> **TASK OBJECTIVE**: State the number of lines that include the string "components", and write nothing else.

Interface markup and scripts

+---+

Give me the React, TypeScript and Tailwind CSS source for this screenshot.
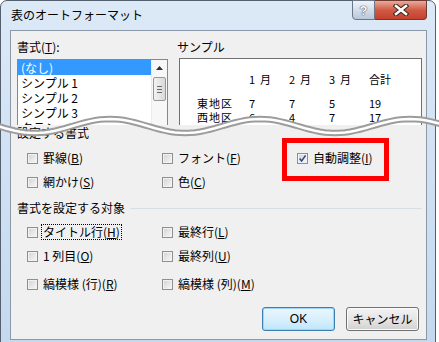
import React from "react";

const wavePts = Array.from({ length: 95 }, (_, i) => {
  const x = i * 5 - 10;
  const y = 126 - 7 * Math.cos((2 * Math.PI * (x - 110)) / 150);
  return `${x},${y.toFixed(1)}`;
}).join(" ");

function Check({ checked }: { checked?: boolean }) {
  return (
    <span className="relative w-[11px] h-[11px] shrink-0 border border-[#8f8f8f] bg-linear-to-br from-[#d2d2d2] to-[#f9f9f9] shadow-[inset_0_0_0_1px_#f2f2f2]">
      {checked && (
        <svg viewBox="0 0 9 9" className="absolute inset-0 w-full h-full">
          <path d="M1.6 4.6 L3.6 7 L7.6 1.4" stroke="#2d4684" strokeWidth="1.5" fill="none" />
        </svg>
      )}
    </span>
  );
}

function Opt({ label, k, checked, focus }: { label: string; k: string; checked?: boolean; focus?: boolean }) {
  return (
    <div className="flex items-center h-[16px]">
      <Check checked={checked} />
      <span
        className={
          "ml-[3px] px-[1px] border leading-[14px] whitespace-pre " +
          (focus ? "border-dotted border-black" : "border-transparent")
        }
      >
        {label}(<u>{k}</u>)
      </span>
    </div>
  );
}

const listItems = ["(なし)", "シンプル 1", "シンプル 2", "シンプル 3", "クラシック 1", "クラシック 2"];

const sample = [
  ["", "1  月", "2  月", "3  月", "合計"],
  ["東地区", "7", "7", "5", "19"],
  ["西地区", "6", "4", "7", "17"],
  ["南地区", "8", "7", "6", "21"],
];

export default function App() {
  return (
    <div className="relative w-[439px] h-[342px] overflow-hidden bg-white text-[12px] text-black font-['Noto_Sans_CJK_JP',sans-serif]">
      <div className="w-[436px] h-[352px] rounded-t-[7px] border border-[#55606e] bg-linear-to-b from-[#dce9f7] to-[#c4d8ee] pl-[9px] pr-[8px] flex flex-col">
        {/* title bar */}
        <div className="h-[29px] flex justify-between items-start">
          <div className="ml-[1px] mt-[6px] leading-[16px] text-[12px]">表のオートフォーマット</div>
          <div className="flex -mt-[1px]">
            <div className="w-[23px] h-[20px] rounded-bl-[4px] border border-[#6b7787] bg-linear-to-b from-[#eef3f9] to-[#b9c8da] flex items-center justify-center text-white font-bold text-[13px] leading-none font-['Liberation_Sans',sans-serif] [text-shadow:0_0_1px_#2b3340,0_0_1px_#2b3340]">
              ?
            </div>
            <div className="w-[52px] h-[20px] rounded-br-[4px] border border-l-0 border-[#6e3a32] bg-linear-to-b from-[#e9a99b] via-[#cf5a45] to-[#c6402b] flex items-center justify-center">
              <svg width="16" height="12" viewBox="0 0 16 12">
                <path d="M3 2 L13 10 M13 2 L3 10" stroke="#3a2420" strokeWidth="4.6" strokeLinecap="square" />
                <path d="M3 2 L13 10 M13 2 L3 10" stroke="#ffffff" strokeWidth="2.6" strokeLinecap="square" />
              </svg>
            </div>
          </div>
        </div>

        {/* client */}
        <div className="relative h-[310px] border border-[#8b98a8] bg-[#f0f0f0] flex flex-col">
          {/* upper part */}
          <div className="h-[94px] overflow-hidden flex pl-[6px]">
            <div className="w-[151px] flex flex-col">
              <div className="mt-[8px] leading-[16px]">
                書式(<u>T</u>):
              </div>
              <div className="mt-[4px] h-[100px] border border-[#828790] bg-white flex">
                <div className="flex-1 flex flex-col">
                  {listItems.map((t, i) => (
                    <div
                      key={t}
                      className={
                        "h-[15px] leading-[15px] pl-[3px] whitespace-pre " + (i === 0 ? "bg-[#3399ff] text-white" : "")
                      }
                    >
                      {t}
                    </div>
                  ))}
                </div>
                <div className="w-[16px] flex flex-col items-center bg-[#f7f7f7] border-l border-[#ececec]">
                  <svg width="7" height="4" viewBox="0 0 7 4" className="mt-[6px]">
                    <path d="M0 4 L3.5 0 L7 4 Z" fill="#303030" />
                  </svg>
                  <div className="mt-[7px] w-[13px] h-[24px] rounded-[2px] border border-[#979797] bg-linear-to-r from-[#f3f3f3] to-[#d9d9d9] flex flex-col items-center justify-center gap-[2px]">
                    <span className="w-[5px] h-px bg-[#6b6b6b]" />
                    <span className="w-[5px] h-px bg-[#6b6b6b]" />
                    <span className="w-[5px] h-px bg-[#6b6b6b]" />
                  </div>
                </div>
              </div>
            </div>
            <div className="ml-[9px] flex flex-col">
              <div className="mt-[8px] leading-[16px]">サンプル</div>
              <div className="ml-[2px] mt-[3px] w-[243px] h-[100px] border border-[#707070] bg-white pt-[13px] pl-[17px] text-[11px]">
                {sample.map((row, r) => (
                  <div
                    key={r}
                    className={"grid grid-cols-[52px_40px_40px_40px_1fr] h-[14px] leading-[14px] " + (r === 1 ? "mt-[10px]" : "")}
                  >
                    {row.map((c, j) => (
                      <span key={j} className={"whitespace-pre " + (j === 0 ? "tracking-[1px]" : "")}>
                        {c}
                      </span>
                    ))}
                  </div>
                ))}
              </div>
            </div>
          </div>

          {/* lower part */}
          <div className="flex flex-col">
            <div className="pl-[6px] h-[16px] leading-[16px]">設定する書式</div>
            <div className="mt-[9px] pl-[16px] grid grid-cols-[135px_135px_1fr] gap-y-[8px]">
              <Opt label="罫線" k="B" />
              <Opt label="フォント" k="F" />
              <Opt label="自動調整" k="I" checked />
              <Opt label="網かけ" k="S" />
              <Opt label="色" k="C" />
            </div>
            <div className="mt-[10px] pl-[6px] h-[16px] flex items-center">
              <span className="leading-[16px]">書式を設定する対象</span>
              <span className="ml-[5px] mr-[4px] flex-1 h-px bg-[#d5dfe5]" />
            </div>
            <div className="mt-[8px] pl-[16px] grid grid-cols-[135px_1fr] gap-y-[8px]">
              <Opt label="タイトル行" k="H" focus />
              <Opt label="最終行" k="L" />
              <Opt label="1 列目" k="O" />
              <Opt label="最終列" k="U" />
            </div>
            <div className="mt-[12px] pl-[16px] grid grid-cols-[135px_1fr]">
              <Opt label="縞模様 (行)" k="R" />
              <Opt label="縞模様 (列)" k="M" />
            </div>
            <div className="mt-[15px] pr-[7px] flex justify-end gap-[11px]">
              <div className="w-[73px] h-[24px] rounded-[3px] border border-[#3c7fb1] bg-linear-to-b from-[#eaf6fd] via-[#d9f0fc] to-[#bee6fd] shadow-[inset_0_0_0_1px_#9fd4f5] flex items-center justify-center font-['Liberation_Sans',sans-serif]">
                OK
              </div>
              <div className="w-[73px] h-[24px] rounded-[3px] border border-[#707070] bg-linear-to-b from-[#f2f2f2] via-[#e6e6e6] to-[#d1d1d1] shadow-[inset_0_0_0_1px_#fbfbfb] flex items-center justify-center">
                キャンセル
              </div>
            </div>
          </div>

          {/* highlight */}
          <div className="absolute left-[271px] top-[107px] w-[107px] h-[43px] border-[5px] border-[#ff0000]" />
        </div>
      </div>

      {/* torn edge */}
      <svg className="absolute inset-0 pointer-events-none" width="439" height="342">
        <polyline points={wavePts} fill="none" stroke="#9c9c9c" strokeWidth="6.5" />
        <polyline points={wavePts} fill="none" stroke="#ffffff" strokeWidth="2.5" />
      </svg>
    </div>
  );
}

+---+

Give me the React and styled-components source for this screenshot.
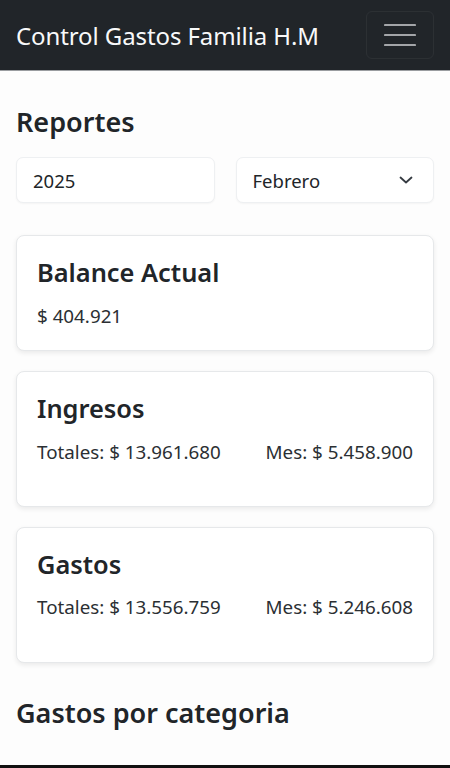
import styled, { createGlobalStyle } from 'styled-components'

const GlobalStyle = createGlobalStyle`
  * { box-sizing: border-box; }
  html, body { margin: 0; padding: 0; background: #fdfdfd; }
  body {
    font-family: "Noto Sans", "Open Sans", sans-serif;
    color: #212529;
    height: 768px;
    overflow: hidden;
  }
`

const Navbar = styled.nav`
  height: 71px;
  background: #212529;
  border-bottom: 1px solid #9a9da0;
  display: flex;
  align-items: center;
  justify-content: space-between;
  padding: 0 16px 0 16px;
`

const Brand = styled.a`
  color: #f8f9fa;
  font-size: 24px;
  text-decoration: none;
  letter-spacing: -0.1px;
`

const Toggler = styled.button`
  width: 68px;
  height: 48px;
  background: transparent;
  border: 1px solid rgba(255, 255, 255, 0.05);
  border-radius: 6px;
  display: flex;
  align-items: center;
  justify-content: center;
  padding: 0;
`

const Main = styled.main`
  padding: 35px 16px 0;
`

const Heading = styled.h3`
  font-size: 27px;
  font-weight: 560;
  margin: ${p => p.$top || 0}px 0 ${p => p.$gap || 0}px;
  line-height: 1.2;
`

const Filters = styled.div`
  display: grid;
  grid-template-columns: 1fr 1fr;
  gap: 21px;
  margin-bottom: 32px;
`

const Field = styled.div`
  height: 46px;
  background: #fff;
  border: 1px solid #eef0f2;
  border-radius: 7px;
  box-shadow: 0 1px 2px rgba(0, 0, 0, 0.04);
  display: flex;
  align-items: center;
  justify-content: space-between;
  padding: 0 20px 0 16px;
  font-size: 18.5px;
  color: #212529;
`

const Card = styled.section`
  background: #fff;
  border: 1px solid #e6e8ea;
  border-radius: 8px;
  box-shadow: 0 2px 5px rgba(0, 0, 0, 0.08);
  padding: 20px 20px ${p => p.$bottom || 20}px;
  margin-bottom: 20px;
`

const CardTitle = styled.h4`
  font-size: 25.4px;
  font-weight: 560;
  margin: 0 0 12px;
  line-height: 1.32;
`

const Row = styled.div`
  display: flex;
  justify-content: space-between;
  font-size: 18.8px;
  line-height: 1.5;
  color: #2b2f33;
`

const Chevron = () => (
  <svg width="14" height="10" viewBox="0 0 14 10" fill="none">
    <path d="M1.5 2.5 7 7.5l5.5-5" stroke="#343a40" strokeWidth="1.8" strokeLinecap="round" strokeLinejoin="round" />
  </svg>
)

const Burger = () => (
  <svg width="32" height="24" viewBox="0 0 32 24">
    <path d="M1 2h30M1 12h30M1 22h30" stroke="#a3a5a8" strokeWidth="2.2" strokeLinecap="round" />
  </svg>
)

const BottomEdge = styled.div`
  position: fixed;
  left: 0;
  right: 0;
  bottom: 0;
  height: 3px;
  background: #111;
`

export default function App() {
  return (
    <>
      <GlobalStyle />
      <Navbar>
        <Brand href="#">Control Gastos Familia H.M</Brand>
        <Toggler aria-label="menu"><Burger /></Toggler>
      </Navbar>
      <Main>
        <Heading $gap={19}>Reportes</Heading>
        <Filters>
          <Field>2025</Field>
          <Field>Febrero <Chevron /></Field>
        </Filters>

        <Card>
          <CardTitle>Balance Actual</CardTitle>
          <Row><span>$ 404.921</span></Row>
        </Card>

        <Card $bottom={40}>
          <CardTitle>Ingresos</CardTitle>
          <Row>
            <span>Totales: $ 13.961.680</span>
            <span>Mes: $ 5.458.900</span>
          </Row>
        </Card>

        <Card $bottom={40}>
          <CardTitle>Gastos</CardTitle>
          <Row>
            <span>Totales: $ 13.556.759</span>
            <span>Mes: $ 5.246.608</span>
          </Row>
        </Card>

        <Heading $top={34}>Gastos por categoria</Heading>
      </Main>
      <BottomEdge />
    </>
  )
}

+---+

> **EXERCISE OUTPUT**: 2